Updated: August 22, 2005

Applies To: Windows Server 2003, Windows Server 2003 with SP1

You can authenticate users who log on with a client certificate by creating mappings, which relate the certificate information to a Windows user account. After you create and enable a certificate mapping, each time a user logs on with a client certificate, your Web server automatically associates that user with the appropriate Windows user account. This way, you can automatically authenticate users who log on with client certificates, without requiring the use of other supported authentication methods such as Basic, Digest, or Integrated Windows authentication. There are three ways to map client certificates: Directory Service (DS) mapping, one-to-one mapping, and many-to-one mapping.

Directory Service Mapping

Directory Service (DS) certificate mapping uses native Windows Active Directory features to authenticate users with client certificates. There are advantages and disadvantages to using DS mapping. For example, an advantage is that the client certificate information is shared across many servers.

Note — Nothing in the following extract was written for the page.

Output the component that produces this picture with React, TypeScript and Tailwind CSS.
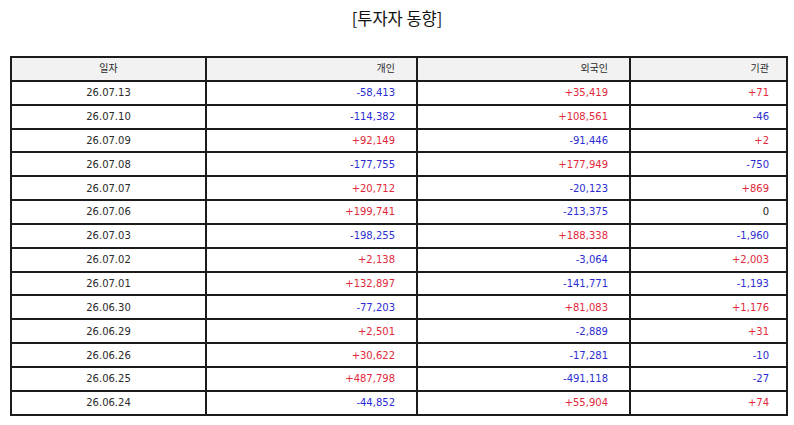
const rows: [string, string, string, string][] = [
  ['26.07.13', '-58,413', '+35,419', '+71'],
  ['26.07.10', '-114,382', '+108,561', '-46'],
  ['26.07.09', '+92,149', '-91,446', '+2'],
  ['26.07.08', '-177,755', '+177,949', '-750'],
  ['26.07.07', '+20,712', '-20,123', '+869'],
  ['26.07.06', '+199,741', '-213,375', '0'],
  ['26.07.03', '-198,255', '+188,338', '-1,960'],
  ['26.07.02', '+2,138', '-3,064', '+2,003'],
  ['26.07.01', '+132,897', '-141,771', '-1,193'],
  ['26.06.30', '-77,203', '+81,083', '+1,176'],
  ['26.06.29', '+2,501', '-2,889', '+31'],
  ['26.06.26', '+30,622', '-17,281', '-10'],
  ['26.06.25', '+487,798', '-491,118', '-27'],
  ['26.06.24', '-44,852', '+55,904', '+74'],
]

function tone(v: string) {
  if (v.startsWith('+')) return 'text-[#e2283a]'
  if (v.startsWith('-')) return 'text-[#2c2cd2]'
  return 'text-[#222]'
}

export default function App() {
  return (
    <div className="h-[425px] w-[794px] bg-white font-['DejaVu_Sans','Noto_Sans_CJK_KR',sans-serif] text-[10px] text-[#2a2a2a]">
      <div className="flex h-[56px] justify-center pt-[5px]">
        <h1 className="font-['Noto_Sans_CJK_KR',sans-serif] text-[16.5px] leading-[26px] text-[#111]">[투자자 동향]</h1>
      </div>
      <table className="ml-[10px] w-[776px] table-fixed border-collapse">
        <colgroup>
          <col className="w-[195px]" />
          <col className="w-[211px]" />
          <col className="w-[213px]" />
          <col className="w-[157px]" />
        </colgroup>
        <thead>
          <tr className="h-[23.85px] bg-[#f2f2f2]">
            <th className="border-2 border-[#1c1c1c] text-center font-normal">일자</th>
            <th className="border-2 border-[#1c1c1c] pr-[21px] text-right font-normal">개인</th>
            <th className="border-2 border-[#1c1c1c] pr-[21px] text-right font-normal">외국인</th>
            <th className="border-2 border-[#1c1c1c] pr-[17px] text-right font-normal">기관</th>
          </tr>
        </thead>
        <tbody>
          {rows.map(([d, a, b, c]) => (
            <tr key={d} className="h-[23.85px]">
              <td className="border-2 border-[#1c1c1c] text-center">{d}</td>
              <td className={`border-2 border-[#1c1c1c] pr-[21px] text-right ${tone(a)}`}>{a}</td>
              <td className={`border-2 border-[#1c1c1c] pr-[21px] text-right ${tone(b)}`}>{b}</td>
              <td className={`border-2 border-[#1c1c1c] pr-[17px] text-right ${tone(c)}`}>{c}</td>
            </tr>
          ))}
        </tbody>
      </table>
    </div>
  )
}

A disadvantage, however, is that wildcard matching is not as advanced as it is in the IIS mapper.

You can enable DS mapping only at the Master properties level, and only if you are a member of a Windows domain. Activating DS mapping will exclude the use of one-to-one and many-to-one mapping for the entire World Wide Web Publishing Service (WWW service).

One-to-One Mapping

One-to-one mapping maps individual client certificates to accounts. The server compares the copy of the client certificate it holds with the client certificate that is sent by the browser. The two must be absolutely identical for the mapping to proceed. If a client gets another certificate containing all of the same user information, it must be mapped again.

Many-to-One Mapping

Many-to-one mapping uses wildcard matching rules that verify whether a client certificate contains specific information, such as issuer or subject. This mapping does not compare the actual client certificate, but rather accepts all client certificates that fulfill the specific criteria. If a client gets another certificate containing all of the same user information, the existing mapping will work.